Tennessee CBF is an autonomous entity with its own funding stream and organizational structure. We seek to be the face of CBF in Tennessee by promoting CBF ministries in our state with our own ministries and mission engagement, our own paid staff, elected leadership, and general assembly. We partner with National CBF to:


  • Support global missions field personnel at home and abroad
  • Provide faith formation opportunities
  • Provide leadership development for laity and clergy
  • Provide reference and referral services to help churches seeking staff and ministers seeking placement.
  • Provide a Field Coordinator in Tennessee.

Getting Connected

CBF, at both the state and national levels, is not a member organization, but a fellowship of churches and individuals who voluntarily cooperate to do together what we cannot accomplish alone, for the sake of God’s Kingdom. Please attend our assemblies, participate in our ministries, or call on our staff members or volunteer leaders for information or assistance. If you resonate with our mission, vision and values, and desire to share in our ministries, you are welcome in our fellowship! Your financial gifts are most welcome, too, as we partner to enrich God’s Kingdom work in the world. May God bless and guide us as we seek to be the presence of Christ—together.

Ways to Introduce CBF to Your Church

Adapted from an article by Larry Hovis, Coordinator-CBF of North Carolina

Many pastors and church leaders are sympathetic to the values, goals and ministries of CBF, national and state. They would like to lead their churches to a closer relationship with CBF but aren’t sure how to begin the process. Here are some practical ways to educate a congregation about the mission and ministries of Cooperative Baptist Fellowship, in Tennessee and around the world, and equip your congregation for effective missions and ministry in the process.

CBF Gatherings – One of the greatest strengths of the CBF movement is the quality of our fellowship. Our meetings are inspiring, educational, and enjoyable to attend. A great way to introduce church members to CBF (especially those who are used to attending associational and convention meetings) is to take them to a CBF gathering. Here are a few of the types of gatherings we offer:

CBF State General Assembly – The annual TCBF General Assembly is usually held early to mid-April in a Tennessee church.
CBF National General Assembly – The National assembly is usually held at the end of June in a convention center in a large city.
Fellowship on the Go! – Regional fellowships are scheduled throughout the year.  These gatherings are advertised in our newsletters and on the website.
Retreats, Conferences, etc. – CBF and TCBF offer retreats, conferences and other educational/equipping events throughout the year. Check the website, newsletter or e-newsletter for upcoming events.


One of the best ways to introduce the Cooperative Baptist Fellowship (CBF) in your church is by calling out members who are passionate about the Fellowship Community to serve as advocates. Advocates plead Fellowship causes within a local congregation and ensure your church is connected in meaningful ways with God’s work through the Fellowship. 
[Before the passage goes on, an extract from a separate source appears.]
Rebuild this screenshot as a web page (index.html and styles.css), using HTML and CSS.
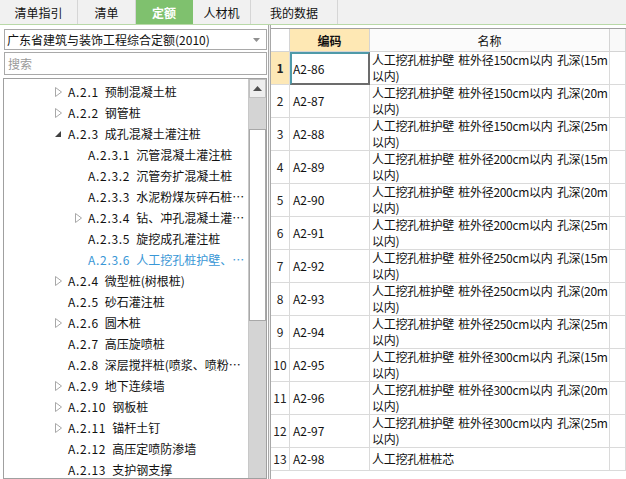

Keep your church informed about what CBF is doing.
Increase your church’s involvementin CBF:
In giving
In praying
In going
Improve how CBF connects with your church.

CBF Speakers

Invite a CBF speaker to come to your church. Speakers will work with pastors and church leaders to deliver a message or provide a program to meet your church’s needs. Whether a sermon on Sunday morning or a program at another time, CBF speakers enjoy being in churches. We offer several types of speakers:

  • CBF State Coordinators – TCBF state coordinators can be scheduled through the TCBF office.
  • CBF National Coordinators
  • CBF Global Missions Field Personnel – Invite a missionary to your church to tell how CBF is sharing the Gospel of Christ in word and deed “in a world without borders.”
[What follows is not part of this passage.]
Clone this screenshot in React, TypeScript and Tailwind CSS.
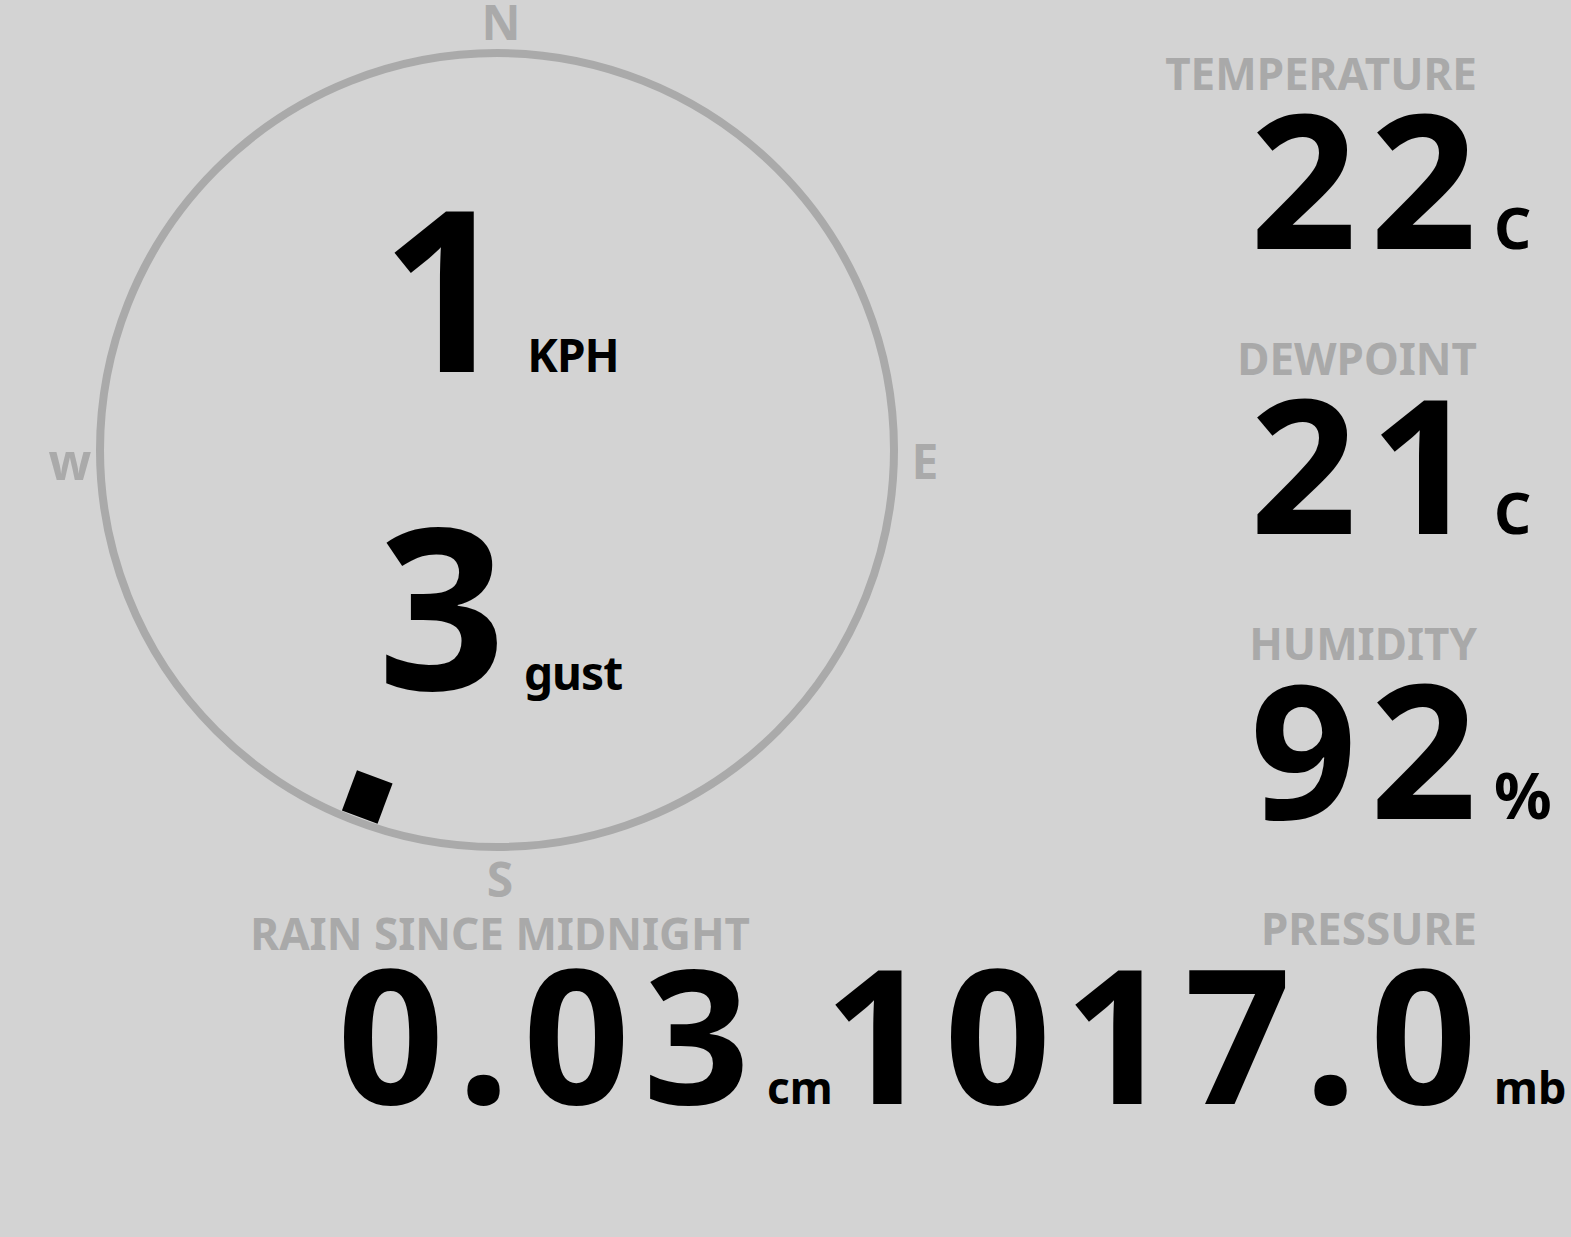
type StatProps = {
  label: string
  value: string
  unit: string
  unitClass?: string
  labelClass?: string
}

// label + big number, unit sits in its own column so labels line up with the number
function Stat({ label, value, unit, unitClass = 'text-[58px]', labelClass = '' }: StatProps) {
  return (
    <div className="grid shrink-0 grid-cols-[auto_66px] items-baseline gap-x-[17px]">
      <div className={`whitespace-nowrap text-right text-[44px] font-bold leading-none text-[#a9a9a9] ${labelClass}`}>
        {label}
      </div>
      <div />
      <div className="-mr-[0.07em] whitespace-nowrap text-right text-[187px] font-bold leading-[163px] tracking-[0.07em]">
        {value}
      </div>
      <div className={`whitespace-nowrap font-bold leading-[0.8] ${unitClass}`}>{unit}</div>
    </div>
  )
}

function Reading({ value, unit }: { value: string; unit: string }) {
  return (
    <div className="flex items-baseline gap-[18px]">
      <span className="text-[224px] font-bold leading-[0.8]">{value}</span>
      <span className="text-[46px] font-bold leading-[0.8] tracking-[-0.02em]">{unit}</span>
    </div>
  )
}

function Compass() {
  const bearing = 200.5
  return (
    <div className="relative h-[911px] w-[1000px]">
      <svg className="absolute inset-0" width="1000" height="911" viewBox="0 0 1000 911">
        <circle cx="497" cy="450" r="397" fill="none" stroke="#aaaaaa" strokeWidth="8" />
        <g transform={`rotate(${bearing} 497 450)`}>
          <rect x="478" y="58" width="38" height="43" fill="#000" />
        </g>
        <g fill="#aaaaaa" fontFamily="Noto Sans, sans-serif" fontWeight="700" fontSize="48" textAnchor="middle">
          <text x="501" y="40">N</text>
          <text x="925" y="479">E</text>
          <text x="500" y="897">S</text>
          <text x="70" y="480" fontSize="50">w</text>
        </g>
      </svg>
      <div className="relative flex flex-col items-center gap-[139px] pt-[196px]">
        <Reading value="1" unit="KPH" />
        <Reading value="3" unit="gust" />
      </div>
    </div>
  )
}

export default function App() {
  return (
    <div className="flex min-h-screen w-full overflow-hidden bg-[#d3d3d3] font-['Noto_Sans',sans-serif] text-black">
      <div className="flex w-[1000px] shrink-0 flex-col">
        <Compass />
        <div className="flex justify-end pr-[167px]">
          <Stat
            label="RAIN SINCE MIDNIGHT"
            value="0.03"
            unit="cm"
            unitClass="text-[44px]"
            labelClass="-mb-[5px]"
          />
        </div>
      </div>

      <div className="flex min-w-0 flex-1 flex-col items-end gap-[78px] pr-[11px] pt-[51px]">
        <Stat label="TEMPERATURE" value="22" unit="C" />
        <Stat label="DEWPOINT" value="21" unit="C" />
        <Stat label="HUMIDITY" value="92" unit="%" unitClass="text-[64px]" />
        <Stat label="PRESSURE" value="1017.0" unit="mb" unitClass="text-[45px]" />
      </div>
    </div>
  )
}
“Face to Face” – This is the CBF Speakers’ Bureau. It is the best way to schedule speakers from CBF National, including missionary speakers. You can reach “Face to Face” through the CBF website, or by calling (770) 220-1630.


Most churches have a mission education ministry, either the traditional WMU and Baptist Men structure, or something of their own design. CBF produces missions education materials for all ages, from preschool through adults. A good way to educate congregations about CBF, especially CBF Global Missions, is by starting new groups that use CBF missions education materials or by supplementing the materials used by existing groups (Mission Friends, RAs, GAs, adult groups) with CBF materials. These materials may be ordered from CBF through the website,, or by calling 1-888-801-4CBF (4223).

Global Missions Offering Promotion – Most churches collect special offerings for missions, either the traditional Christmas offering for international missions and Easter offering for home missions, or another emphasis. CBF missions education and support can be included by either adding a new emphasis for CBF Global Missions or including CBF Global Missions as an offering option when receiving missions offerings throughout the year and especially at Christmas, Easter and other times. Some churches give members a choice regarding where to direct their offerings. Others determine a certain percentage to give to CBF. Whenever you choose to emphasize CBF Global Missions, do so with posters, bulletin inserts, offering envelopes, videos, missions speakers, etc. These materials may be ordered from CBF through the website,, or by calling 1-888-801-4CBF (4223).

Mission Projects – Missions is a major focus for CBF, both state and national, as we seek to connect with what God is doing in the world. Many churches are no longer content to give financial support or pray for missionaries. They are becoming involved in “hands on” mission action. When planning your next church mission project, for youth or adults, consider partnering with TCBF or CBF.

Christian Education Materials – Many churches are discovering the days of securing all of their Sunday School literature and Christian education materials from one publisher are over. They are looking to multiple outlets to provide materials to help them teach disciples of all ages. As your church plans its Christian education ministry, consider supplementing existing curriculum with offerings from CBF (, click on “Congregational Life”) or one of CBF’s partners like Smyth and Helwys, Baptists Today, or Upper Room.

Teach Baptist History and Heritage – Many Baptists are woefully unaware of their history and the foundational principles emerging from that history. Therefore, they have no context for analyzing the vast changes that have taken place in Baptist life the past twenty-five years. A solid process for educating congregations in Baptist history and heritage over the past four hundred years, including the past twenty-five, will help them understand why the Cooperative Baptist Fellowship is essential for a healthy Baptist witness in the twenty-first century.